For Jon Scott, academic director of the College of Medicine, Biological Sciences and Psychology at the University of Leicester, teaching comes first. Dr Scott, who has been awarded the title of 2011 UK Bioscience Teacher of the Year, has been working with staff and students to ensure that both sides share the same expectations and awareness of feedback. He said that one of the joys of teaching was helping to keep a field thriving: "It's important and it's satisfying to make sure that the subject is continued by students who become interested in the field," he said. "There's something really powerful about enthusing students, getting them to learn and seeing the light dawn when they've understood something." Dr Scott, who began at Leicester as lecturer in physiology, said that his own passion for the biological sciences stemmed from his childhood. "I've always been interested in how things work. My father was an engineer, and I guess physiology is the bioscience side of engineering, if you like: seeing how bodies work, what happens when things go wrong and how they can be put right." He became director of biological sciences at Leicester in 1998 and took up his current role in 2009.
Helen Atkinson, professor of engineering and head of the Mechanics of Materials Group at the University of Leicester, has been elected president of the Engineering Professors' Council. She is the first female president in the council's history.
The University of Wolverhampton has made Ann Holmes deputy vice-chancellor.
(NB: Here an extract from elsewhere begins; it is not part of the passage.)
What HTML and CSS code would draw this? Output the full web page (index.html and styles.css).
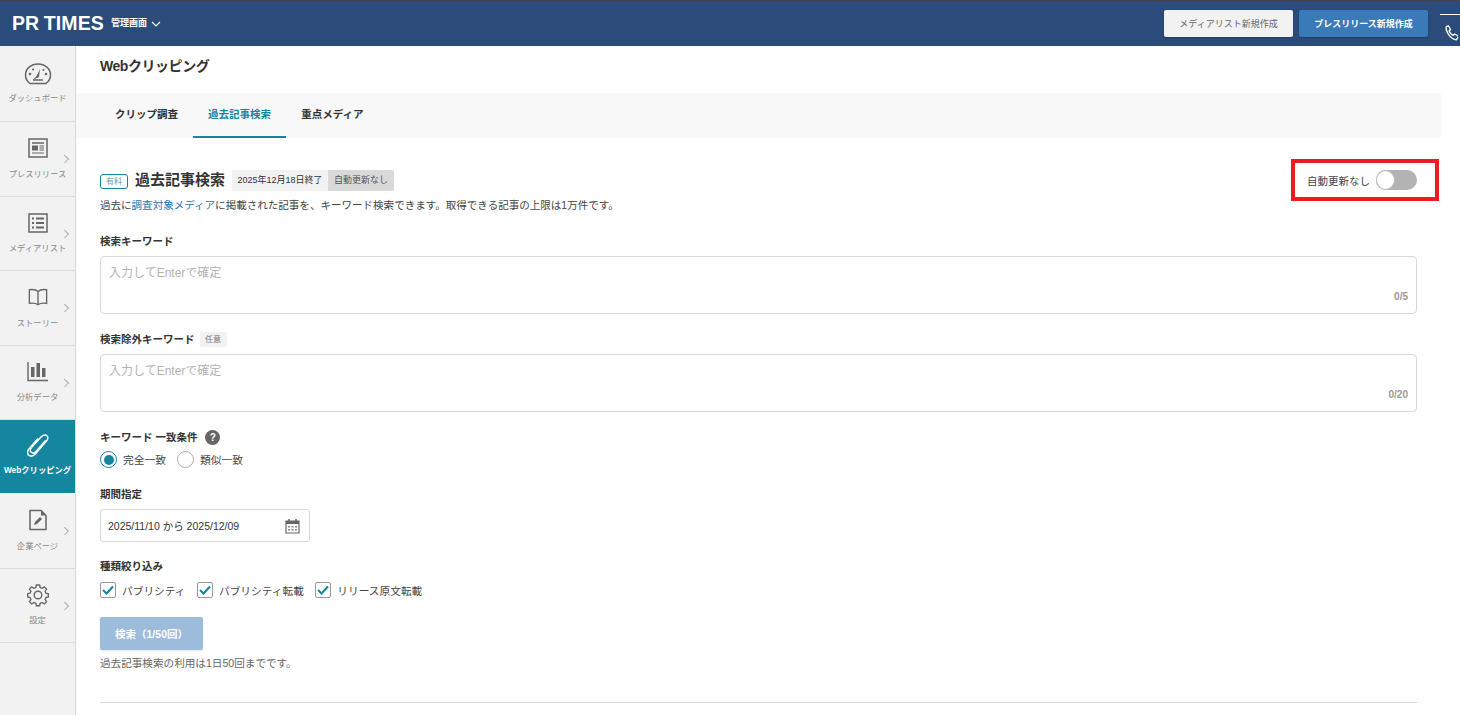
FILE: index.html
```html
<!DOCTYPE html>
<html lang="ja">
<head>
<meta charset="utf-8">
<title>Webクリッピング</title>
<link rel="stylesheet" href="styles.css">
</head>
<body>
<header class="topbar">
  <div class="brand">
    <span class="logo">PR TIMES</span>
    <span class="admin">管理画面</span>
    <svg class="admin-caret" width="10" height="6" viewBox="0 0 10 6"><path d="M1 1l4 4 4-4" fill="none" stroke="#fff" stroke-width="1.2"/></svg>
  </div>
  <div class="top-actions">
    <button class="btn-top btn-light">メディアリスト新規作成</button>
    <button class="btn-top btn-blue">プレスリリース新規作成</button>
    <div class="phone">
      <svg width="16" height="16" viewBox="0 0 16 16"><path d="M2.2 1.5L4.6 1l2 3.6-1.500 1.400c.7 1.800 2.200 3.400 4 4.300l1.500-1.300 3.400 2" fill="none" stroke="#fff" stroke-width="1.300"/><path d="M2.200 1.500C1.500 6 6 14 12.500 14.800l1.500-2.800" fill="none" stroke="#fff" stroke-width="1.300"/></svg>
    </div>
  </div>
</header>
<div class="shell">
  <nav class="sidebar">
    <a class="nav-item">
      <svg class="nav-icon" width="28" height="24" viewBox="0 0 28 24"><path d="M6 21.500h16c2.500-1.800 4.500-4.800 4.500-8.500C26.500 6.800 21 2 14 2S1.500 6.800 1.500 13c0 3.700 2 6.700 4.500 8.500z" fill="none" stroke="#666" stroke-width="1.500"/><path d="M9 18l6-3 1-8-3.500 7z" fill="#666"/><path d="M9 18h10" stroke="#666" stroke-width="1.500"/><circle cx="6" cy="12" r="1.300" fill="#666"/><circle cx="22" cy="12" r="1.300" fill="#666"/><circle cx="9" cy="7.500" r="1.100" fill="#666"/><circle cx="19.500" cy="8" r="1.100" fill="#666"/></svg>
      <span class="nav-label">ダッシュボード</span>
    </a>
    <a class="nav-item has-sub">
      <svg class="nav-icon" width="20" height="20" viewBox="0 0 20 20"><rect x="1" y="1" width="18" height="18" fill="none" stroke="#666" stroke-width="1.500"/><path d="M4 5h12" stroke="#666" stroke-width="1.500"/><rect x="4" y="7.500" width="6" height="5" fill="#666"/><path d="M11.500 8h4.500M11.500 10h4.500M11.500 12h4.500M4 15h12" stroke="#666" stroke-width="1.200"/></svg>
      <span class="nav-label">プレスリリース</span>
    </a>
    <a class="nav-item has-sub">
      <svg class="nav-icon" width="20" height="20" viewBox="0 0 20 20"><rect x="1" y="1" width="18" height="18" fill="none" stroke="#666" stroke-width="1.500"/><path d="M4 5.500h2M4 10h2M4 14.500h2M8 5.500h8M8 10h8M8 14.500h8" stroke="#666" stroke-width="1.800"/></svg>
      <span class="nav-label">メディアリスト</span>
    </a>
    <a class="nav-item has-sub">
      <svg class="nav-icon" width="20" height="20" viewBox="0 0 22 20"><path d="M11 4C9 2 5 1.500 1.500 2v15c3.500-.5 7.500 0 9.500 1.500 2-1.500 6-2 9.500-1.500V2C17 1.500 13 2 11 4zM11 4v14" fill="none" stroke="#666" stroke-width="1.500"/></svg>
      <span class="nav-label">ストーリー</span>
    </a>
    <a class="nav-item has-sub">
      <svg class="nav-icon" width="22" height="20" viewBox="0 0 22 20"><path d="M1 0v18.500h20" fill="none" stroke="#666" stroke-width="1.400"/><rect x="4" y="5" width="3.500" height="10" fill="#666"/><rect x="9.500" y="1" width="3.500" height="14" fill="#666"/><rect x="15" y="6" width="3.500" height="9" fill="#666"/></svg>
      <span class="nav-label">分析データ</span>
    </a>
    <a class="nav-item active">
      <svg class="nav-icon" width="22" height="24" viewBox="0 0 22 24"><path d="M18.500 6.500L9 17.500c-1.500 1.700-3.500 1.900-4.800.8-1.300-1.100-1.200-3.200.3-4.900L14.500 2.600c2.300-2.300 5-2 6 0 .7 1.500 0 3.400-1.500 5L8.500 19.800c-2.200 2.500-5 3-6.700 1.400C.2 19.700.3 17 2.300 14.600L11 4.500" fill="none" stroke="#fff" stroke-width="1.500"/></svg>
      <span class="nav-label">Webクリッピング</span>
    </a>
    <a class="nav-item has-sub">
      <svg class="nav-icon" width="18" height="21" viewBox="0 0 18 21"><path d="M1 1h11l5 5v14H1z" fill="none" stroke="#666" stroke-width="1.500"/><path d="M12 1v5h5z" fill="#666"/><path d="M5 15.500l1-3 5-5 2 2-5 5z" fill="#666"/></svg>
      <span class="nav-label">企業ページ</span>
    </a>
    <a class="nav-item has-sub">
      <svg class="nav-icon" width="24" height="24" viewBox="0 0 24 24"><circle cx="12" cy="12" r="3.800" fill="none" stroke="#666" stroke-width="1.400"/><path d="M10.200 1.500h3.600l.6 2.800 2.200.9 2.400-1.600 2.500 2.500-1.600 2.400.9 2.200 2.700.6v3.600l-2.700.6-.9 2.200 1.600 2.400-2.500 2.500-2.400-1.600-2.200.9-.6 2.700h-3.600l-.6-2.700-2.200-.9-2.400 1.600-2.500-2.500 1.600-2.400-.9-2.200-2.700-.6v-3.600l2.700-.6.9-2.200-1.600-2.400 2.500-2.500 2.400 1.600 2.200-.9z" transform="translate(1.200 .6) scale(.9)" fill="none" stroke="#666" stroke-width="1.500"/></svg>
      <span class="nav-label">設定</span>
    </a>
  </nav>
  <main class="content">
    <h1 class="page-title">Webクリッピング</h1>
    <div class="tabs">
      <a class="tab">クリップ調査</a>
      <a class="tab tab-active">過去記事検索</a>
      <a class="tab">重点メディア</a>
    </div>
    <section class="panel">
      <div class="panel-head">
        <div class="head-left">
          <span class="paid">有料</span>
          <h2 class="section-title">過去記事検索</h2>
          <span class="meta"><span class="meta-date">2025年12月18日終了</span><span class="meta-auto">自動更新なし</span></span>
        </div>
        <div class="auto-box">
          <span>自動更新なし</span>
          <span class="switch"><span class="knob"></span></span>
        </div>
      </div>
      <p class="desc">過去に<a class="link">調査対象メディア</a>に掲載された記事を、キーワード検索できます。取得できる記事の上限は1万件です。</p>

      <div class="field-label first">検索キーワード</div>
      <div class="textbox"><span class="ph">入力してEnterで確定</span><span class="count">0/5</span></div>

      <div class="field-label second">検索除外キーワード<span class="optional">任意</span></div>
      <div class="textbox"><span class="ph">入力してEnterで確定</span><span class="count">0/20</span></div>

      <div class="field-label third">キーワード 一致条件<span class="help">?</span></div>
      <div class="options radios">
        <label class="opt"><span class="radio on"></span>完全一致</label>
        <label class="opt"><span class="radio"></span>類似一致</label>
      </div>

      <div class="field-label fourth">期間指定</div>
      <div class="datebox">
        <span>2025/11/10 から 2025/12/09</span>
        <svg width="15" height="16" viewBox="0 0 15 16"><path d="M1 3h13v12H1z" fill="none" stroke="#666" stroke-width="1.200"/><path d="M1 3h13v3H1z" fill="#666"/><path d="M4 1v3M11 1v3" stroke="#666" stroke-width="1.500"/><path d="M3 8h2v1.500H3zM6.500 8h2v1.500h-2zM10 8h2v1.500h-2zM3 11h2v1.500H3zM6.500 11h2v1.500h-2zM10 11h2v1.500h-2z" fill="#888"/></svg>
      </div>

      <div class="field-label fifth">種類絞り込み</div>
      <div class="options checks">
        <label class="opt"><span class="check"><svg width="12" height="10" viewBox="0 0 12 10"><path d="M1 5l3.500 3.500L11 1.500" fill="none" stroke="#14869f" stroke-width="2"/></svg></span>パブリシティ</label>
        <label class="opt"><span class="check"><svg width="12" height="10" viewBox="0 0 12 10"><path d="M1 5l3.500 3.500L11 1.500" fill="none" stroke="#14869f" stroke-width="2"/></svg></span>パブリシティ転載</label>
        <label class="opt"><span class="check"><svg width="12" height="10" viewBox="0 0 12 10"><path d="M1 5l3.500 3.500L11 1.500" fill="none" stroke="#14869f" stroke-width="2"/></svg></span>リリース原文転載</label>
      </div>

      <button class="search-btn">検索（1/50回）</button>
      <p class="note">過去記事検索の利用は1日50回までです。</p>
      <hr class="rule">
    </section>
  </main>
</div>
</body>
</html>
```
FILE: styles.css
```css
* { box-sizing: border-box; }
html, body { margin: 0; height: 715px; overflow: hidden; }
body {
  font-family: "Liberation Sans", "Noto Sans CJK JP", sans-serif;
  color: #333;
  background: #fff;
  font-size: 11px;
}
button { font-family: inherit; border: 0; }
.topbar {
  height: 46px;
  background: #2b4b7a;
  border-top: 1px solid #4a4048;
  display: flex;
  align-items: center;
  justify-content: space-between;
  padding-left: 12px;
}
.brand { display: flex; align-items: center; color: #fff; }
.logo {
  font-weight: 700;
  font-size: 19.500px;
  letter-spacing: .1px;
  word-spacing: -1px;
  width: 99px;
  white-space: nowrap;
}
.admin { font-size: 9px; font-weight: 700; width: 37px; margin-top: -2px; }
.admin-caret { margin-left: 3px; margin-top: 1px; }
.top-actions { display: flex; align-items: center; height: 100%; }
.btn-top {
  height: 27px;
  border-radius: 2px;
  font-size: 9px;
  padding: 0;
  box-shadow: 0 1px 2px rgba(0,0,0,.2);
}
.btn-light { width: 129px; background: #f2f2f2; color: #666; margin-right: 6px; }
.btn-blue { width: 129px; background: #3b7ab8; color: #fff; font-weight: 700; margin-right: 12px; }
.phone {
  width: 20px;
  height: 32px;
  align-self: flex-end;
  border-top: 1px solid #fff;
  padding: 10px 0 0 4px;
  overflow: hidden;
}
.shell { display: flex; height: 669px; }
.sidebar {
  width: 76px;
  flex: none;
  background: #f2f2f2;
  border-right: 1px solid #d9d9d9;
  padding-top: 2px;
}
.nav-item {
  display: flex;
  flex-direction: column;
  align-items: center;
  position: relative;
  height: 74.400px;
  padding-top: 14px;
  border-bottom: 1px solid #dcdcdc;
  color: #888;
}
.nav-icon { height: 24px; display: block; }
.nav-label { font-size: 8.300px; margin-top: 6px; white-space: nowrap; line-height: 12px; }
.has-sub .nav-label { margin-top: 7.500px; }
.nav-item.has-sub::after {
  content: "";
  position: absolute;
  right: 8px;
  top: 34px;
  width: 4.500px;
  height: 4.500px;
  border-top: 1px solid #aaa;
  border-right: 1px solid #aaa;
  transform: rotate(45deg);
}
.nav-item.active { background: #14869f; color: #fff; border-bottom: 0; height: 73.400px; margin-bottom: 1px; }
.nav-item.active .nav-label { font-weight: 700; }
.content { flex: 1; min-width: 0; padding-left: 24px; padding-right: 19px; }
.page-title { font-size: 14px; font-weight: 700; margin: 0; height: 47px; line-height: 40px; letter-spacing: -.45px; }
.tabs { height: 45px; background: #f8f8f8; display: flex; margin-left: -24px; padding-left: 24px; }
.tab {
  width: 93px;
  text-align: center;
  line-height: 42px;
  font-weight: 700;
  font-size: 10.500px;
  height: 45px;
  color: #333;
}
.tab-active { color: #14869f; border-bottom: 2px solid #14869f; }
.panel { padding-top: 30px; }
.panel-head { display: flex; justify-content: space-between; align-items: flex-start; height: 28px; }
.head-left { display: flex; align-items: center; margin-top: 1px; }
.paid {
  width: 28px; height: 15px;
  margin-top: 2px;
  border: 1px solid #14869f;
  border-radius: 3px;
  color: #5d9fb2;
  font-size: 8px;
  line-height: 13px;
  text-align: center;
}
.section-title { font-size: 15px; font-weight: 700; margin: 0 7px; line-height: 22px; }
.meta { display: flex; height: 21px; line-height: 21px; font-size: 9px; }
.meta-date { background: #f2f2f2; padding: 0 5.500px; }
.meta-auto { background: #d9d9d9; padding: 0 6px; color: #555; border-radius: 0 2px 2px 0; }
.auto-box {
  width: 148px;
  height: 42px;
  margin-top: -9px;
  margin-right: 2px;
  border: 4px solid #ed1c24;
  display: flex;
  align-items: center;
  padding-left: 12px;
  font-size: 10.500px;
  color: #444;
}
.switch { width: 41px; height: 20px; border-radius: 10px; background: #b3b3b3; margin-left: 6px; position: relative; }
.knob { position: absolute; left: 0; top: 0; width: 19px; height: 20px; background: #fff; border-radius: 50%; border: 1px solid #bbb; }
.desc { margin: 1px 0 0; font-size: 10.540px; line-height: 16px; color: #444; white-space: nowrap; }
.link { color: #2b73b5; }
.field-label { font-size: 10.500px; font-weight: 700; color: #333; line-height: 16px; display: flex; align-items: center; }
.field-label.first { margin-top: 20px; margin-bottom: 7px; }
.field-label.second { margin-top: 17px; margin-bottom: 7px; }
.field-label.third { margin-top: 17px; }
.field-label.fourth { margin-top: 18px; margin-bottom: 7px; }
.field-label.fifth { margin-top: 16px; }
.optional { background: #f2f2f2; color: #777; font-weight: 400; font-size: 8px; width: 27px; height: 15px; line-height: 15px; text-align: center; border-radius: 2px; margin-left: 5px; }
.help { width: 15px; height: 15px; border-radius: 50%; background: #666; color: #fff; font-size: 10px; text-align: center; line-height: 15px; margin-left: 8px; }
.textbox {
  position: relative;
  height: 58px;
  width: 1317px;
  border: 1px solid #d9d9d9;
  border-radius: 4px;
  padding: 8px;
}
.ph { color: #b3b3b3; font-size: 12px; line-height: 16px; display: block; }
.count { position: absolute; right: 8px; bottom: 10px; color: #999; font-size: 10px; font-weight: 700; line-height: 12px; }
.options { display: flex; align-items: center; font-size: 10.500px; color: #444; }
.radios { margin-top: 6px; font-size: 10.750px; }
.opt { display: flex; align-items: center; margin-right: 11px; }
.radio { width: 17px; height: 17px; border: 1px solid #aaa; border-radius: 50%; background: #fff; margin-right: 6px; position: relative; }
.radio.on { border-color: #14869f; }
.radio.on::after { content: ""; position: absolute; left: 2.500px; top: 2.500px; width: 10px; height: 10px; border-radius: 50%; background: #14869f; }
.datebox {
  width: 210px;
  height: 33px;
  border: 1px solid #d9d9d9;
  border-radius: 3px;
  display: flex;
  align-items: center;
  justify-content: space-between;
  padding: 0 9px 0 7px;
  font-size: 10.500px;
}
.checks { margin-top: 8px; font-size: 10.700px; }
.checks .opt { margin-right: 11.500px; }
.check { width: 16px; height: 16px; border: 1px solid #999; border-radius: 2px; margin-right: 6px; display: flex; align-items: center; justify-content: center; }
.search-btn {
  display: block;
  width: 103px;
  height: 33px;
  margin-top: 19px;
  background: #9dbcdc;
  color: #fff;
  font-weight: 700;
  font-size: 10.500px;
  border-radius: 2px;
  box-shadow: 0 1px 2px rgba(0,0,0,.1);
  padding: 0;
}
.note { margin: 6px 0 0; font-size: 10.600px; color: #666; line-height: 15px; }
.rule { border: 0; border-top: 1px solid #d9d9d9; margin: 31px 0 0; width: 1317px; }
```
Professor Holmes is currently pro vice-chancellor (quality assurance and enhancement) and dean of the Faculty of Humanities, Law and Social Sciences at Manchester Metropolitan University.
King's College London has appointed Gino Martini to lead a new research group as professor of pharmaceutical innovation. Professor Martini is currently senior director of pre-clinical and pharmaceutical development for emerging markets and Asia Pacific at GlaxoSmithKline. He is a Fellow of the Royal Pharmaceutical Society of Great Britain.
Liz Bromley, director of student life at the University of Salford, and Gillian Jack, director of student services at the University of Glamorgan, have been re-elected vice-chairs of AMOSSHE, The Student Services Organisation. Ms Bromley is vice-chair for operations and Dr Jack has responsibility for finance.
Dianne Thompson, chief executive of Camelot, which runs the National Lottery, has been installed as chancellor of Manchester Metropolitan University.
Christina Slade has been appointed vice-chancellor of Bath Spa University. Professor Slade is currently dean of the schools of arts and social sciences at City University London.